What to produce:
Write the data out again, exactly as given.
------ Data extract
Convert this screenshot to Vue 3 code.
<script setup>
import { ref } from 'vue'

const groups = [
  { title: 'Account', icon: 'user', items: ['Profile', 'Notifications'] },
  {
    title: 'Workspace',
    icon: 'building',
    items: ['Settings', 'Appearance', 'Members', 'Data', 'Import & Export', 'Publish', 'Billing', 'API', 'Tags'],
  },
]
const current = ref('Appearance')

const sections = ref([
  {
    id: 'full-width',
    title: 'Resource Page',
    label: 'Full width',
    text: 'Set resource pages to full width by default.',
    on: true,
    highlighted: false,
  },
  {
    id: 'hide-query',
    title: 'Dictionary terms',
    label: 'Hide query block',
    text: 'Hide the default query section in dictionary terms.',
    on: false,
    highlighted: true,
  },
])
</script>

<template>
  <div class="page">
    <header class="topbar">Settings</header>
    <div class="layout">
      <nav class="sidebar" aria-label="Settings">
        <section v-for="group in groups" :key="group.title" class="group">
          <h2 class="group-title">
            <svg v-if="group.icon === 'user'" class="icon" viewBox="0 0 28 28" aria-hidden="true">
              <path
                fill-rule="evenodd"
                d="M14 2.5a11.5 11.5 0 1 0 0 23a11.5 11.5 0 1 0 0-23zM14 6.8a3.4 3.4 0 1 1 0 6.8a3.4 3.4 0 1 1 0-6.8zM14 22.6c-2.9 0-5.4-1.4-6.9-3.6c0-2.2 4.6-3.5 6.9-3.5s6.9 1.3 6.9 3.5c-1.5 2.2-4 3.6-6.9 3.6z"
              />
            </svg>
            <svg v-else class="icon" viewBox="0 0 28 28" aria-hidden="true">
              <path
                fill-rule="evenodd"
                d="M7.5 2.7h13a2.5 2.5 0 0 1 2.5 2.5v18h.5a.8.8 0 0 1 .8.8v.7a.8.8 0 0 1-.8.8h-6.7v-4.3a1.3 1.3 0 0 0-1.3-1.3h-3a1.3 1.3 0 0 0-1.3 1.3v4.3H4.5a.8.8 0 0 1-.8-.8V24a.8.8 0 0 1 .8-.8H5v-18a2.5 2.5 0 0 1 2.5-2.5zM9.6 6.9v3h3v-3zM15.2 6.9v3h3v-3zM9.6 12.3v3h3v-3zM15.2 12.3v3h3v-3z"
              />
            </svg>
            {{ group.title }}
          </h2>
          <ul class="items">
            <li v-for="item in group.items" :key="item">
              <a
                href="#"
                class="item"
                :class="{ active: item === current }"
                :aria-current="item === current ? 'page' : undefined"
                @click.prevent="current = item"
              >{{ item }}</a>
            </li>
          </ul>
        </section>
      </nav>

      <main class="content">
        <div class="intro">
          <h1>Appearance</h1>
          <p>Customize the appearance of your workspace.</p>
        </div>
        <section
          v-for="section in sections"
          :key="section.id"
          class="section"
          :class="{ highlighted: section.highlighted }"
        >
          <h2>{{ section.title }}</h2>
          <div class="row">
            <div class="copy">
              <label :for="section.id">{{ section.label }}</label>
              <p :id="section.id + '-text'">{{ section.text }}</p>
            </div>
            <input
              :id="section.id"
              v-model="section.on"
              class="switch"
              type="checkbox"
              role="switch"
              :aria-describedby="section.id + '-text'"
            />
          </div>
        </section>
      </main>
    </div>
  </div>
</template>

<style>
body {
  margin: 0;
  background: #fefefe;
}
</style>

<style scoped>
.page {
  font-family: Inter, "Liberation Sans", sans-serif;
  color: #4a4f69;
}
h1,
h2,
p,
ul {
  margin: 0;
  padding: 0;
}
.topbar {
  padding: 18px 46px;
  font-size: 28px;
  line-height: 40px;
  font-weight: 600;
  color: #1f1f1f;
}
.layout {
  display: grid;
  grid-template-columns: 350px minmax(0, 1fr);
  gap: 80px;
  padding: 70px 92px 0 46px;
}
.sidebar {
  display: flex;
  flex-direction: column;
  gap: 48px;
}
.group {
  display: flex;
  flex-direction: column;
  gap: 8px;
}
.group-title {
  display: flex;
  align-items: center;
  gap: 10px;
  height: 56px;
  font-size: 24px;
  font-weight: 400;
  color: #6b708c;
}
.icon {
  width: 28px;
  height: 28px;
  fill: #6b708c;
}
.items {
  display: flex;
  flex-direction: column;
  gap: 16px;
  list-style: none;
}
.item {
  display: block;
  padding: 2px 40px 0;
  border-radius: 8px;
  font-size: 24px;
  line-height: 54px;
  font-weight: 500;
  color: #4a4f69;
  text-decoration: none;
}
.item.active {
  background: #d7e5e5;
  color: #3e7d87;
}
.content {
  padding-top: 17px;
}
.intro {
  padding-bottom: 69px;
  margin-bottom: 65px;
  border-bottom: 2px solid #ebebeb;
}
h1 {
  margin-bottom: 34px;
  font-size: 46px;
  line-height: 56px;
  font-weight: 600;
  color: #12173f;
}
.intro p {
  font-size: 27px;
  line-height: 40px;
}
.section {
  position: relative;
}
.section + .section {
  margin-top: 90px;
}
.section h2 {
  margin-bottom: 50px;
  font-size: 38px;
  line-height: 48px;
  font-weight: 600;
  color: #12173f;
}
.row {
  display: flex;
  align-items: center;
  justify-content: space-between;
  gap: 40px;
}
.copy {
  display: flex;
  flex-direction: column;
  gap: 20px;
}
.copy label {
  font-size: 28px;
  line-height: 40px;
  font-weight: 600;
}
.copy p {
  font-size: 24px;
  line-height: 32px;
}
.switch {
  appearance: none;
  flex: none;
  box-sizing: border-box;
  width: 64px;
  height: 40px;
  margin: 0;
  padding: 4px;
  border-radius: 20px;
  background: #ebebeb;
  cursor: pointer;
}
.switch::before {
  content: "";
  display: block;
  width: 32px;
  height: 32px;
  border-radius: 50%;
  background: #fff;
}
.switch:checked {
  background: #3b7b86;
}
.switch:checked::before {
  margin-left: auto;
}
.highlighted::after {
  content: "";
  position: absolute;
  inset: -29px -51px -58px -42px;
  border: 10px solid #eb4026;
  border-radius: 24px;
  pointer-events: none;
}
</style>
------------
Reply:
Convert this screenshot to Vue 3 code.
<script setup>
import { ref } from 'vue'

const groups = [
  { title: 'Account', icon: 'user', items: ['Profile', 'Notifications'] },
  {
    title: 'Workspace',
    icon: 'building',
    items: ['Settings', 'Appearance', 'Members', 'Data', 'Import & Export', 'Publish', 'Billing', 'API', 'Tags'],
  },
]
const current = ref('Appearance')

const sections = ref([
  {
    id: 'full-width',
    title: 'Resource Page',
    label: 'Full width',
    text: 'Set resource pages to full width by default.',
    on: true,
    highlighted: false,
  },
  {
    id: 'hide-query',
    title: 'Dictionary terms',
    label: 'Hide query block',
    text: 'Hide the default query section in dictionary terms.',
    on: false,
    highlighted: true,
  },
])
</script>

<template>
  <div class="page">
    <header class="topbar">Settings</header>
    <div class="layout">
      <nav class="sidebar" aria-label="Settings">
        <section v-for="group in groups" :key="group.title" class="group">
          <h2 class="group-title">
            <svg v-if="group.icon === 'user'" class="icon" viewBox="0 0 28 28" aria-hidden="true">
              <path
                fill-rule="evenodd"
                d="M14 2.5a11.5 11.5 0 1 0 0 23a11.5 11.5 0 1 0 0-23zM14 6.8a3.4 3.4 0 1 1 0 6.8a3.4 3.4 0 1 1 0-6.8zM14 22.6c-2.9 0-5.4-1.4-6.9-3.6c0-2.2 4.6-3.5 6.9-3.5s6.9 1.3 6.9 3.5c-1.5 2.2-4 3.6-6.9 3.6z"
              />
            </svg>
            <svg v-else class="icon" viewBox="0 0 28 28" aria-hidden="true">
              <path
                fill-rule="evenodd"
                d="M7.5 2.7h13a2.5 2.5 0 0 1 2.5 2.5v18h.5a.8.8 0 0 1 .8.8v.7a.8.8 0 0 1-.8.8h-6.7v-4.3a1.3 1.3 0 0 0-1.3-1.3h-3a1.3 1.3 0 0 0-1.3 1.3v4.3H4.5a.8.8 0 0 1-.8-.8V24a.8.8 0 0 1 .8-.8H5v-18a2.5 2.5 0 0 1 2.5-2.5zM9.6 6.9v3h3v-3zM15.2 6.9v3h3v-3zM9.6 12.3v3h3v-3zM15.2 12.3v3h3v-3z"
              />
            </svg>
            {{ group.title }}
          </h2>
          <ul class="items">
            <li v-for="item in group.items" :key="item">
              <a
                href="#"
                class="item"
                :class="{ active: item === current }"
                :aria-current="item === current ? 'page' : undefined"
                @click.prevent="current = item"
              >{{ item }}</a>
            </li>
          </ul>
        </section>
      </nav>

      <main class="content">
        <div class="intro">
          <h1>Appearance</h1>
          <p>Customize the appearance of your workspace.</p>
        </div>
        <section
          v-for="section in sections"
          :key="section.id"
          class="section"
          :class="{ highlighted: section.highlighted }"
        >
          <h2>{{ section.title }}</h2>
          <div class="row">
            <div class="copy">
              <label :for="section.id">{{ section.label }}</label>
              <p :id="section.id + '-text'">{{ section.text }}</p>
            </div>
            <input
              :id="section.id"
              v-model="section.on"
              class="switch"
              type="checkbox"
              role="switch"
              :aria-describedby="section.id + '-text'"
            />
          </div>
        </section>
      </main>
    </div>
  </div>
</template>

<style>
body {
  margin: 0;
  background: #fefefe;
}
</style>

<style scoped>
.page {
  font-family: Inter, "Liberation Sans", sans-serif;
  color: #4a4f69;
}
h1,
h2,
p,
ul {
  margin: 0;
  padding: 0;
}
.topbar {
  padding: 18px 46px;
  font-size: 28px;
  line-height: 40px;
  font-weight: 600;
  color: #1f1f1f;
}
.layout {
  display: grid;
  grid-template-columns: 350px minmax(0, 1fr);
  gap: 80px;
  padding: 70px 92px 0 46px;
}
.sidebar {
  display: flex;
  flex-direction: column;
  gap: 48px;
}
.group {
  display: flex;
  flex-direction: column;
  gap: 8px;
}
.group-title {
  display: flex;
  align-items: center;
  gap: 10px;
  height: 56px;
  font-size: 24px;
  font-weight: 400;
  color: #6b708c;
}
.icon {
  width: 28px;
  height: 28px;
  fill: #6b708c;
}
.items {
  display: flex;
  flex-direction: column;
  gap: 16px;
  list-style: none;
}
.item {
  display: block;
  padding: 2px 40px 0;
  border-radius: 8px;
  font-size: 24px;
  line-height: 54px;
  font-weight: 500;
  color: #4a4f69;
  text-decoration: none;
}
.item.active {
  background: #d7e5e5;
  color: #3e7d87;
}
.content {
  padding-top: 17px;
}
.intro {
  padding-bottom: 69px;
  margin-bottom: 65px;
  border-bottom: 2px solid #ebebeb;
}
h1 {
  margin-bottom: 34px;
  font-size: 46px;
  line-height: 56px;
  font-weight: 600;
  color: #12173f;
}
.intro p {
  font-size: 27px;
  line-height: 40px;
}
.section {
  position: relative;
}
.section + .section {
  margin-top: 90px;
}
.section h2 {
  margin-bottom: 50px;
  font-size: 38px;
  line-height: 48px;
  font-weight: 600;
  color: #12173f;
}
.row {
  display: flex;
  align-items: center;
  justify-content: space-between;
  gap: 40px;
}
.copy {
  display: flex;
  flex-direction: column;
  gap: 20px;
}
.copy label {
  font-size: 28px;
  line-height: 40px;
  font-weight: 600;
}
.copy p {
  font-size: 24px;
  line-height: 32px;
}
.switch {
  appearance: none;
  flex: none;
  box-sizing: border-box;
  width: 64px;
  height: 40px;
  margin: 0;
  padding: 4px;
  border-radius: 20px;
  background: #ebebeb;
  cursor: pointer;
}
.switch::before {
  content: "";
  display: block;
  width: 32px;
  height: 32px;
  border-radius: 50%;
  background: #fff;
}
.switch:checked {
  background: #3b7b86;
}
.switch:checked::before {
  margin-left: auto;
}
.highlighted::after {
  content: "";
  position: absolute;
  inset: -29px -51px -58px -42px;
  border: 10px solid #eb4026;
  border-radius: 24px;
  pointer-events: none;
}
</style>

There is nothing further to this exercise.